Frequently Asked Questions (FAQ)

What’s the difference between rightsizing and autoscaling?

Rightsizing (or vertical scaling) adjusts the resources (CPU/memory) allocated to a single instance or pod. Horizontal autoscaling, on the other hand, adjusts the number of instances or pods in a workload. They are complementary strategies; many automated tools ensure their vertical scaling recommendations work in harmony with Horizontal Pod Autoscalers (HPA).

Can automated tools handle stateful applications?

Yes, especially with modern “in-place” rightsizing. Because these tools can adjust resources without restarting the pod, they are perfect for stateful or mission-critical services that cannot tolerate restarts. This allows you to optimize workloads that were previously difficult to touch.

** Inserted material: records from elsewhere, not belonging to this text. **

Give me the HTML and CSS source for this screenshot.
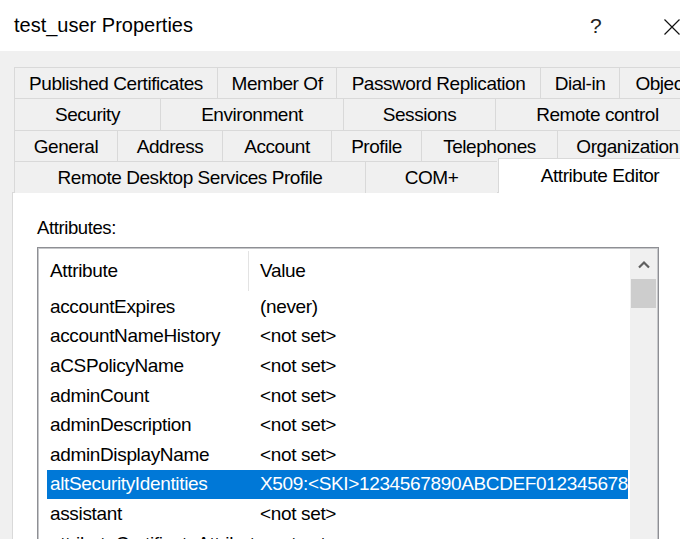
FILE: index.html
```html
<!DOCTYPE html>
<html>
<head>
<meta charset="utf-8">
<link rel="stylesheet" href="styles.css">
</head>
<body>
<div class="dialog">
  <div class="titlebar">
    <div class="title">test_user Properties</div>
    <div class="help">?</div>
    <div class="close">
      <svg width="16" height="16" viewBox="0 0 16 16"><path d="M0.5 0.5 L15.5 15.5 M15.5 0.5 L0.5 15.5" stroke="#111" stroke-width="1.2" fill="none"/></svg>
    </div>
  </div>
  <div class="body">
    <div class="tabs">
      <div class="tabrow r1">
        <div class="tab">Published Certificates</div>
        <div class="tab">Member Of</div>
        <div class="tab">Password Replication</div>
        <div class="tab">Dial-in</div>
        <div class="tab">Object</div>
      </div>
      <div class="tabrow r2">
        <div class="tab">Security</div>
        <div class="tab">Environment</div>
        <div class="tab">Sessions</div>
        <div class="tab">Remote control</div>
      </div>
      <div class="tabrow r3">
        <div class="tab">General</div>
        <div class="tab">Address</div>
        <div class="tab">Account</div>
        <div class="tab">Profile</div>
        <div class="tab">Telephones</div>
        <div class="tab">Organization</div>
      </div>
      <div class="tabrow r4">
        <div class="tab">Remote Desktop Services Profile</div>
        <div class="tab">COM+</div>
        <div class="tab sel">Attribute Editor</div>
      </div>
    </div>
    <div class="panel">
      <div class="label">Attributes:</div>
      <div class="listbox">
        <div class="listmain">
          <div class="header">
            <div class="hcol first">Attribute</div>
            <div class="hcol">Value</div>
          </div>
          <div class="row"><span class="c1">accountExpires</span><span class="c2">(never)</span></div>
          <div class="row"><span class="c1">accountNameHistory</span><span class="c2">&lt;not set&gt;</span></div>
          <div class="row"><span class="c1">aCSPolicyName</span><span class="c2">&lt;not set&gt;</span></div>
          <div class="row"><span class="c1">adminCount</span><span class="c2">&lt;not set&gt;</span></div>
          <div class="row"><span class="c1">adminDescription</span><span class="c2">&lt;not set&gt;</span></div>
          <div class="row"><span class="c1">adminDisplayName</span><span class="c2">&lt;not set&gt;</span></div>
          <div class="row selected"><span class="c1">altSecurityIdentities</span><span class="c2">X509:&lt;SKI&gt;1234567890ABCDEF0123456789ABCDEF</span></div>
          <div class="row"><span class="c1">assistant</span><span class="c2">&lt;not set&gt;</span></div>
          <div class="row"><span class="c1">attributeCertificateAttribute</span><span class="c2">&lt;not set&gt;</span></div>
        </div>
        <div class="scrollbar">
          <div class="sbtn">
            <svg width="12" height="9" viewBox="0 0 12 9"><polyline points="1,7.5 6,2.5 11,7.5" stroke="#606060" stroke-width="2.2" fill="none"/></svg>
          </div>
          <div class="thumb"></div>
        </div>
      </div>
    </div>
  </div>
</div>
</body>
</html>
```

FILE: styles.css
```css
html, body {
  margin: 0;
  padding: 0;
  width: 680px;
  height: 539px;
  overflow: hidden;
  background: #f0f0f0;
}

.dialog {
  width: 760px;
  height: 539px;
  font-family: "Liberation Sans", Arial, sans-serif;
  color: #000;
}

.titlebar {
  height: 51px;
  background: #fff;
  display: flex;
  align-items: center;
}

.title {
  font-size: 20px;
  padding-left: 14px;
  width: 576px;
}

.help {
  font-size: 21px;
  width: 74px;
  color: #222;
}

.close {
  display: flex;
  align-items: center;
  padding-top: 2px;
}

.body {
  background: #f0f0f0;
  height: 488px;
}

.tabs {
  padding-top: 16px;
  margin-left: 14px;
  font-size: 19px;
  letter-spacing: -0.45px;
}

.tabrow {
  display: grid;
  height: 31px;
}

.tabrow.r2 { height: 32px; }

.r1 { grid-template-columns: 203px 119px 204px 79px 84px; }
.r2 { grid-template-columns: 146px 183px 152px 204px; }
.r3 { grid-template-columns: 103px 105px 109px 90px 136px 140px; }
.r4 { grid-template-columns: 351px 132px 204px; }

.tab {
  border-top: 1px solid #d9d9d9;
  border-left: 1px solid #d9d9d9;
  background: #f0f0f0;
  display: flex;
  align-items: center;
  justify-content: center;
  white-space: nowrap;
  overflow: hidden;
  padding-top: 1px;
}

.tab.sel {
  position: relative;
  z-index: 1;
  background: #fff;
  align-self: start;
  height: 35px;
  margin-top: -3px;
  margin-left: 1px;
  box-sizing: border-box;
  padding-bottom: 2px;
}

.panel {
  margin-left: 12px;
  background: #fff;
  border-top: 1px solid #d9d9d9;
  border-left: 1px solid #d9d9d9;
  height: 400px;
  padding-left: 24px;
  padding-top: 25px;
  box-sizing: border-box;
}

.label {
  font-size: 18.5px;
  letter-spacing: -0.4px;
  line-height: 20px;
  height: 20px;
  margin-bottom: 9px;
}

.listbox {
  width: 622px;
  height: 330px;
  box-sizing: border-box;
  border: 1px solid #8e8f94;
  box-shadow: inset 0 0 0 1px #c6c7ca;
  padding: 1px;
  display: flex;
  font-size: 19px;
  letter-spacing: -0.35px;
}

.listmain {
  flex: 1;
  overflow: hidden;
}

.header {
  height: 43px;
  display: flex;
  align-items: center;
}

.hcol {
  padding-left: 11px;
  height: 40px;
  display: flex;
  align-items: center;
}

.hcol.first {
  width: 198px;
  border-right: 1px solid #e3e3e3;
}

.row {
  height: 29.6px;
  margin-left: 8px;
  margin-right: 2px;
  padding-left: 3px;
  display: flex;
  align-items: center;
  white-space: nowrap;
  overflow: hidden;
}

.row .c1 {
  width: 210px;
  flex: none;
}

.row .c2 {
  flex: none;
}

.row.selected {
  background: #0078d7;
  color: #fff;
}

.scrollbar {
  width: 27px;
  flex: none;
  background: #f0f0f0;
  display: flex;
  flex-direction: column;
  align-items: center;
}

.sbtn {
  height: 30px;
  width: 27px;
  display: flex;
  align-items: center;
  justify-content: center;
}

.thumb {
  width: 25px;
  height: 29px;
  background: #cdcdcd;
}
```
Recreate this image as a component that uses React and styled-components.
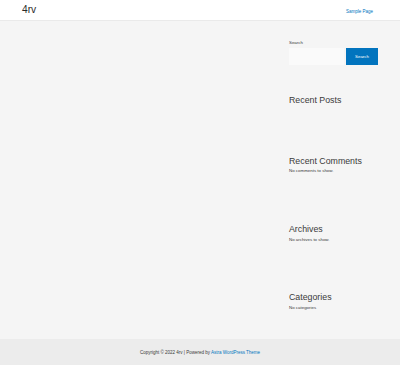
import React from "react";
import styled, { createGlobalStyle } from "styled-components";

const GlobalStyle = createGlobalStyle`
  html, body {
    margin: 0;
    padding: 0;
  }
  body {
    font-family: "Liberation Sans", Arial, sans-serif;
    color: #3a3a3a;
    background: #f5f5f5;
  }
`;

const Page = styled.div`
  min-height: 100vh;
  display: flex;
  flex-direction: column;
`;

const Header = styled.header`
  background: #fff;
  border-bottom: 1px solid #eaeaea;
  height: 20px;
`;

const Container = styled.div`
  padding: 0 22px;
  height: 100%;
  box-sizing: border-box;
`;

const HeaderBar = styled(Container)`
  display: flex;
  align-items: center;
  justify-content: space-between;
`;

const SiteTitle = styled.a`
  font-size: 10.2px;
  line-height: 1;
  color: #2a2a2a;
  text-decoration: none;
  padding-top: 1px;
`;

const NavLink = styled.a`
  font-size: 4.5px;
  color: #0274be;
  text-decoration: none;
  padding: 2px 5px 0 0;
`;

const Main = styled.main`
  flex: 1;
  background: #f5f5f5;
`;

const Layout = styled(Container)`
  display: grid;
  grid-template-columns: 1fr 89px;
  padding-top: 19px;
`;

const Primary = styled.div``;

const Sidebar = styled.aside`
  display: flex;
  flex-direction: column;
`;

const Widget = styled.section`
  margin-bottom: ${(p) => p.$gap}px;
`;

const WidgetTitle = styled.h2`
  margin: 0 0 1.2px;
  font-size: 8.8px;
  line-height: 1.2;
  font-weight: 400;
  color: #3a3a3a;
`;

const WidgetText = styled.p`
  margin: 0;
  font-size: 4.4px;
  line-height: 7px;
  color: #3a3a3a;
`;

const SearchLabel = styled.label`
  display: block;
  font-size: 4.4px;
  line-height: 6.3px;
  margin-bottom: 1.7px;
  color: #3a3a3a;
`;

const SearchRow = styled.div`
  display: flex;
  gap: 2px;
`;

const SearchInput = styled.div`
  width: 55px;
  height: 17px;
  background: #fafafa;
  box-sizing: border-box;
`;

const SearchButton = styled.button`
  width: 32px;
  height: 17px;
  border: 0;
  padding: 0;
  background: #0274be;
  color: #fff;
  font-family: inherit;
  font-size: 4.4px;
`;

const Footer = styled.footer`
  height: 26px;
  background: #ececec;
  display: flex;
  align-items: center;
  justify-content: center;
  font-size: 4.5px;
  color: #3a3a3a;
`;

const FooterLink = styled.a`
  color: #0274be;
  text-decoration: none;
`;

export default function App() {
  return (
    <>
      <GlobalStyle />
      <Page>
        <Header>
          <HeaderBar>
            <SiteTitle href="#">4rv</SiteTitle>
            <NavLink href="#">Sample Page</NavLink>
          </HeaderBar>
        </Header>
        <Main>
          <Layout>
            <Primary />
            <Sidebar>
              <Widget $gap={30.5}>
                <SearchLabel>Search</SearchLabel>
                <SearchRow>
                  <SearchInput />
                  <SearchButton>Search</SearchButton>
                </SearchRow>
              </Widget>
              <Widget $gap={48.5}>
                <WidgetTitle>Recent Posts</WidgetTitle>
              </Widget>
              <Widget $gap={49.5}>
                <WidgetTitle>Recent Comments</WidgetTitle>
                <WidgetText>No comments to show.</WidgetText>
              </Widget>
              <Widget $gap={49.5}>
                <WidgetTitle>Archives</WidgetTitle>
                <WidgetText>No archives to show.</WidgetText>
              </Widget>
              <Widget $gap={0}>
                <WidgetTitle>Categories</WidgetTitle>
                <WidgetText>No categories</WidgetText>
              </Widget>
            </Sidebar>
          </Layout>
        </Main>
        <Footer>
          <span>
            Copyright © 2022 4rv | Powered by{" "}
            <FooterLink href="#">Astra WordPress Theme</FooterLink>
          </span>
        </Footer>
      </Page>
    </>
  );
}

Do these tools work for both AWS and Kubernetes?

Yes. The principles of rightsizing apply across cloud providers and platforms. There are specific tools designed for AWS environments (optimizing EC2, RDS, etc.) and others built specifically for Kubernetes (optimizing pod requests/limits). Many modern platforms offer comprehensive solutions that cover both.

How do I avoid tools being too aggressive with downscaling?

Most professional tools offer customizable controls. You can typically set the aggressiveness using percentiles (e.g., 85th for aggressive, 99th for conservative). This allows you to tell the tool to ignore or account for usage peaks. You can also start in a “recommendation-only” mode to build confidence before enabling full automation.